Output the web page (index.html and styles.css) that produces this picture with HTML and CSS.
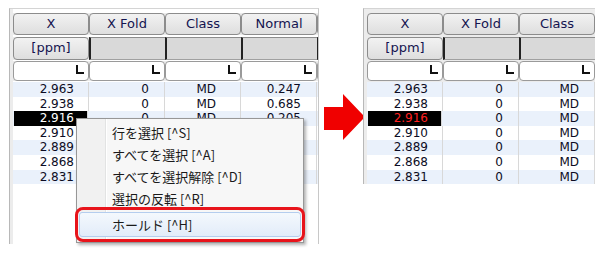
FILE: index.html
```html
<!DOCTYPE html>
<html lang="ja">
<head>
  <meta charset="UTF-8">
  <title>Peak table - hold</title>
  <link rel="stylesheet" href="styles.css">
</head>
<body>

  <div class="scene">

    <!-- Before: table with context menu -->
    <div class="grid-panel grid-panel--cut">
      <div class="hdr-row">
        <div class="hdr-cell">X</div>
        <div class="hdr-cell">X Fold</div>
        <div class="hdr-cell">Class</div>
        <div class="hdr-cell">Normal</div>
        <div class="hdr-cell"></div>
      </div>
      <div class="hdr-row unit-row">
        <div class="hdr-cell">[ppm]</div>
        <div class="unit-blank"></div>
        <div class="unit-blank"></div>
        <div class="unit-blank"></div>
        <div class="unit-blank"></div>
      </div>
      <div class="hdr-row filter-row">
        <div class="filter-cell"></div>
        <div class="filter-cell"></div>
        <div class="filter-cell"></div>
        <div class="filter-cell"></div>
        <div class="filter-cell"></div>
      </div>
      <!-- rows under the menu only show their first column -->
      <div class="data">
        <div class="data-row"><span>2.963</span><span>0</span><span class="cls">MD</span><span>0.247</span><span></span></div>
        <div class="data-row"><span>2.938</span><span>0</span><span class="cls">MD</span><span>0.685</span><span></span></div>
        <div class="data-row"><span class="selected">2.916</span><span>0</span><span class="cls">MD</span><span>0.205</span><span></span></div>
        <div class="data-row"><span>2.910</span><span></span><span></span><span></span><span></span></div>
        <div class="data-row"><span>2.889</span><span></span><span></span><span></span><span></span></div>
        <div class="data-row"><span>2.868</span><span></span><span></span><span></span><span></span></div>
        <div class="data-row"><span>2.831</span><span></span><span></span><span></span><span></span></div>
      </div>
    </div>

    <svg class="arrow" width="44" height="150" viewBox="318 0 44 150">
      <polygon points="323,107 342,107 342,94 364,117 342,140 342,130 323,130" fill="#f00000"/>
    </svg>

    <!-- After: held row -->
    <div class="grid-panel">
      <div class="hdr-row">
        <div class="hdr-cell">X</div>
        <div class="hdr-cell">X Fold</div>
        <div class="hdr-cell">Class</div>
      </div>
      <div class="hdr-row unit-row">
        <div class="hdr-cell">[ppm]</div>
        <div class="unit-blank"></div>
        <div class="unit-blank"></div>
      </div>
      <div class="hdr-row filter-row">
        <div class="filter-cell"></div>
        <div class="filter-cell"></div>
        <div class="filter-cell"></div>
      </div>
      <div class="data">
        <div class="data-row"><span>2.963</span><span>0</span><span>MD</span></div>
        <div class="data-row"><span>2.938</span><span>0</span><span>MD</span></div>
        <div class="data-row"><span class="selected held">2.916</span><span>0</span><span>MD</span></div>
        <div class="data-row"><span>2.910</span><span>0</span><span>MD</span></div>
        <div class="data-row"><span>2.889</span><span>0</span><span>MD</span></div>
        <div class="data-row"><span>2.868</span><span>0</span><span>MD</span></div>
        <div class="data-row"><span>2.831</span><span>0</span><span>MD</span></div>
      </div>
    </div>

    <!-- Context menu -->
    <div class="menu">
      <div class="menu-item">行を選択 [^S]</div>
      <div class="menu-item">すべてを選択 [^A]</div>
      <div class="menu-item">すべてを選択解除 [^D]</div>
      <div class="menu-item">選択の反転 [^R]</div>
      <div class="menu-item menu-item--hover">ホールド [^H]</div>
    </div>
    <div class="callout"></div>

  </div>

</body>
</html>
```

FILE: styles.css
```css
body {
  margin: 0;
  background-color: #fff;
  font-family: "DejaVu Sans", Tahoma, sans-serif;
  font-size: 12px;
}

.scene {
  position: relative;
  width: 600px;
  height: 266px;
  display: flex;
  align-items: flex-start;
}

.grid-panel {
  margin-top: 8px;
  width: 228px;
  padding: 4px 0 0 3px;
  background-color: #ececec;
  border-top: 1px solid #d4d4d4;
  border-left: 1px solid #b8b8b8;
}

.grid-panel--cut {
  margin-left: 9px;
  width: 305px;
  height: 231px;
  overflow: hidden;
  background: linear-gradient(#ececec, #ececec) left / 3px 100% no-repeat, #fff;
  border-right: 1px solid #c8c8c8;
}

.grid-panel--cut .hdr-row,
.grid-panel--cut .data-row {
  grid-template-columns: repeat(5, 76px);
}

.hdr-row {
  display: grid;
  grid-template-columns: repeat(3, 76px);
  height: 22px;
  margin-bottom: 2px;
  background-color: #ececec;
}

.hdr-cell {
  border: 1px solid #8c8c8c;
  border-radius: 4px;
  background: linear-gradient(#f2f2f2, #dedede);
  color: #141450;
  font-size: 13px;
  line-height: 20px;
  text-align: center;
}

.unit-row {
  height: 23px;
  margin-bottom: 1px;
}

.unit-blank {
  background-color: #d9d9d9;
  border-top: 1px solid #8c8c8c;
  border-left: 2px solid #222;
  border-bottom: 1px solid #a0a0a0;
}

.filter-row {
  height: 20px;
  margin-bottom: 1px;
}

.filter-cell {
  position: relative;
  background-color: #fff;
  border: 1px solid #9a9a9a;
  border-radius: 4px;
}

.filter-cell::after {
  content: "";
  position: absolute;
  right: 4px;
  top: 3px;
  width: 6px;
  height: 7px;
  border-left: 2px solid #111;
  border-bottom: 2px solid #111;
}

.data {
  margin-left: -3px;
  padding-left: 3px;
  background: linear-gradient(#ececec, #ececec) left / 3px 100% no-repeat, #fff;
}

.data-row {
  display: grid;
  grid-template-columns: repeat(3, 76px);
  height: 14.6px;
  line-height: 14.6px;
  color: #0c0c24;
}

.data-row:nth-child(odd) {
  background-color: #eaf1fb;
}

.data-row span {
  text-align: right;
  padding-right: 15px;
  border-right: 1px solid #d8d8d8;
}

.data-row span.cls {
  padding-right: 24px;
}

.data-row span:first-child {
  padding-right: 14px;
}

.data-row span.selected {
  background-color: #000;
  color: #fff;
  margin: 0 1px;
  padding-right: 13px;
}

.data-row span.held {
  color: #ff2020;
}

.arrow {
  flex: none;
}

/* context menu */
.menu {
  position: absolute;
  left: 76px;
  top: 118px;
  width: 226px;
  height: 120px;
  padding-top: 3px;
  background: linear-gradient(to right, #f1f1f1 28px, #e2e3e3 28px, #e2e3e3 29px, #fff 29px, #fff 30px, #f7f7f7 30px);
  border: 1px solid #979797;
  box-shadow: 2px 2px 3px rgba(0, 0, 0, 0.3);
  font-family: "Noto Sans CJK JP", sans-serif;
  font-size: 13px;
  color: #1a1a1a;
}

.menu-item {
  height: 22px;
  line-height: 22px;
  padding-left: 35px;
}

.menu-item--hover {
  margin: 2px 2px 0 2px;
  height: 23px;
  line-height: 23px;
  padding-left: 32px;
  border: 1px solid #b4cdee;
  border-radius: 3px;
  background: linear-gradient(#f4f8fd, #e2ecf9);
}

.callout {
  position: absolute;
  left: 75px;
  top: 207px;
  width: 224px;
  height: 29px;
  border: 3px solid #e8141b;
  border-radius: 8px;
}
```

□ □ □ □ □ □ □

*TASK BRIEF*
Copy out all of the data word for word. Do not carry over any picture.

*THE ANSWER*
Output the web page (index.html and styles.css) that produces this picture with HTML and CSS.
FILE: index.html
```html
<!DOCTYPE html>
<html lang="ja">
<head>
  <meta charset="UTF-8">
  <title>Peak table - hold</title>
  <link rel="stylesheet" href="styles.css">
</head>
<body>

  <div class="scene">

    <!-- Before: table with context menu -->
    <div class="grid-panel grid-panel--cut">
      <div class="hdr-row">
        <div class="hdr-cell">X</div>
        <div class="hdr-cell">X Fold</div>
        <div class="hdr-cell">Class</div>
        <div class="hdr-cell">Normal</div>
        <div class="hdr-cell"></div>
      </div>
      <div class="hdr-row unit-row">
        <div class="hdr-cell">[ppm]</div>
        <div class="unit-blank"></div>
        <div class="unit-blank"></div>
        <div class="unit-blank"></div>
        <div class="unit-blank"></div>
      </div>
      <div class="hdr-row filter-row">
        <div class="filter-cell"></div>
        <div class="filter-cell"></div>
        <div class="filter-cell"></div>
        <div class="filter-cell"></div>
        <div class="filter-cell"></div>
      </div>
      <!-- rows under the menu only show their first column -->
      <div class="data">
        <div class="data-row"><span>2.963</span><span>0</span><span class="cls">MD</span><span>0.247</span><span></span></div>
        <div class="data-row"><span>2.938</span><span>0</span><span class="cls">MD</span><span>0.685</span><span></span></div>
        <div class="data-row"><span class="selected">2.916</span><span>0</span><span class="cls">MD</span><span>0.205</span><span></span></div>
        <div class="data-row"><span>2.910</span><span></span><span></span><span></span><span></span></div>
        <div class="data-row"><span>2.889</span><span></span><span></span><span></span><span></span></div>
        <div class="data-row"><span>2.868</span><span></span><span></span><span></span><span></span></div>
        <div class="data-row"><span>2.831</span><span></span><span></span><span></span><span></span></div>
      </div>
    </div>

    <svg class="arrow" width="44" height="150" viewBox="318 0 44 150">
      <polygon points="323,107 342,107 342,94 364,117 342,140 342,130 323,130" fill="#f00000"/>
    </svg>

    <!-- After: held row -->
    <div class="grid-panel">
      <div class="hdr-row">
        <div class="hdr-cell">X</div>
        <div class="hdr-cell">X Fold</div>
        <div class="hdr-cell">Class</div>
      </div>
      <div class="hdr-row unit-row">
        <div class="hdr-cell">[ppm]</div>
        <div class="unit-blank"></div>
        <div class="unit-blank"></div>
      </div>
      <div class="hdr-row filter-row">
        <div class="filter-cell"></div>
        <div class="filter-cell"></div>
        <div class="filter-cell"></div>
      </div>
      <div class="data">
        <div class="data-row"><span>2.963</span><span>0</span><span>MD</span></div>
        <div class="data-row"><span>2.938</span><span>0</span><span>MD</span></div>
        <div class="data-row"><span class="selected held">2.916</span><span>0</span><span>MD</span></div>
        <div class="data-row"><span>2.910</span><span>0</span><span>MD</span></div>
        <div class="data-row"><span>2.889</span><span>0</span><span>MD</span></div>
        <div class="data-row"><span>2.868</span><span>0</span><span>MD</span></div>
        <div class="data-row"><span>2.831</span><span>0</span><span>MD</span></div>
      </div>
    </div>

    <!-- Context menu -->
    <div class="menu">
      <div class="menu-item">行を選択 [^S]</div>
      <div class="menu-item">すべてを選択 [^A]</div>
      <div class="menu-item">すべてを選択解除 [^D]</div>
      <div class="menu-item">選択の反転 [^R]</div>
      <div class="menu-item menu-item--hover">ホールド [^H]</div>
    </div>
    <div class="callout"></div>

  </div>

</body>
</html>
```

FILE: styles.css
```css
body {
  margin: 0;
  background-color: #fff;
  font-family: "DejaVu Sans", Tahoma, sans-serif;
  font-size: 12px;
}

.scene {
  position: relative;
  width: 600px;
  height: 266px;
  display: flex;
  align-items: flex-start;
}

.grid-panel {
  margin-top: 8px;
  width: 228px;
  padding: 4px 0 0 3px;
  background-color: #ececec;
  border-top: 1px solid #d4d4d4;
  border-left: 1px solid #b8b8b8;
}

.grid-panel--cut {
  margin-left: 9px;
  width: 305px;
  height: 231px;
  overflow: hidden;
  background: linear-gradient(#ececec, #ececec) left / 3px 100% no-repeat, #fff;
  border-right: 1px solid #c8c8c8;
}

.grid-panel--cut .hdr-row,
.grid-panel--cut .data-row {
  grid-template-columns: repeat(5, 76px);
}

.hdr-row {
  display: grid;
  grid-template-columns: repeat(3, 76px);
  height: 22px;
  margin-bottom: 2px;
  background-color: #ececec;
}

.hdr-cell {
  border: 1px solid #8c8c8c;
  border-radius: 4px;
  background: linear-gradient(#f2f2f2, #dedede);
  color: #141450;
  font-size: 13px;
  line-height: 20px;
  text-align: center;
}

.unit-row {
  height: 23px;
  margin-bottom: 1px;
}

.unit-blank {
  background-color: #d9d9d9;
  border-top: 1px solid #8c8c8c;
  border-left: 2px solid #222;
  border-bottom: 1px solid #a0a0a0;
}

.filter-row {
  height: 20px;
  margin-bottom: 1px;
}

.filter-cell {
  position: relative;
  background-color: #fff;
  border: 1px solid #9a9a9a;
  border-radius: 4px;
}

.filter-cell::after {
  content: "";
  position: absolute;
  right: 4px;
  top: 3px;
  width: 6px;
  height: 7px;
  border-left: 2px solid #111;
  border-bottom: 2px solid #111;
}

.data {
  margin-left: -3px;
  padding-left: 3px;
  background: linear-gradient(#ececec, #ececec) left / 3px 100% no-repeat, #fff;
}

.data-row {
  display: grid;
  grid-template-columns: repeat(3, 76px);
  height: 14.6px;
  line-height: 14.6px;
  color: #0c0c24;
}

.data-row:nth-child(odd) {
  background-color: #eaf1fb;
}

.data-row span {
  text-align: right;
  padding-right: 15px;
  border-right: 1px solid #d8d8d8;
}

.data-row span.cls {
  padding-right: 24px;
}

.data-row span:first-child {
  padding-right: 14px;
}

.data-row span.selected {
  background-color: #000;
  color: #fff;
  margin: 0 1px;
  padding-right: 13px;
}

.data-row span.held {
  color: #ff2020;
}

.arrow {
  flex: none;
}

/* context menu */
.menu {
  position: absolute;
  left: 76px;
  top: 118px;
  width: 226px;
  height: 120px;
  padding-top: 3px;
  background: linear-gradient(to right, #f1f1f1 28px, #e2e3e3 28px, #e2e3e3 29px, #fff 29px, #fff 30px, #f7f7f7 30px);
  border: 1px solid #979797;
  box-shadow: 2px 2px 3px rgba(0, 0, 0, 0.3);
  font-family: "Noto Sans CJK JP", sans-serif;
  font-size: 13px;
  color: #1a1a1a;
}

.menu-item {
  height: 22px;
  line-height: 22px;
  padding-left: 35px;
}

.menu-item--hover {
  margin: 2px 2px 0 2px;
  height: 23px;
  line-height: 23px;
  padding-left: 32px;
  border: 1px solid #b4cdee;
  border-radius: 3px;
  background: linear-gradient(#f4f8fd, #e2ecf9);
}

.callout {
  position: absolute;
  left: 75px;
  top: 207px;
  width: 224px;
  height: 29px;
  border: 3px solid #e8141b;
  border-radius: 8px;
}
```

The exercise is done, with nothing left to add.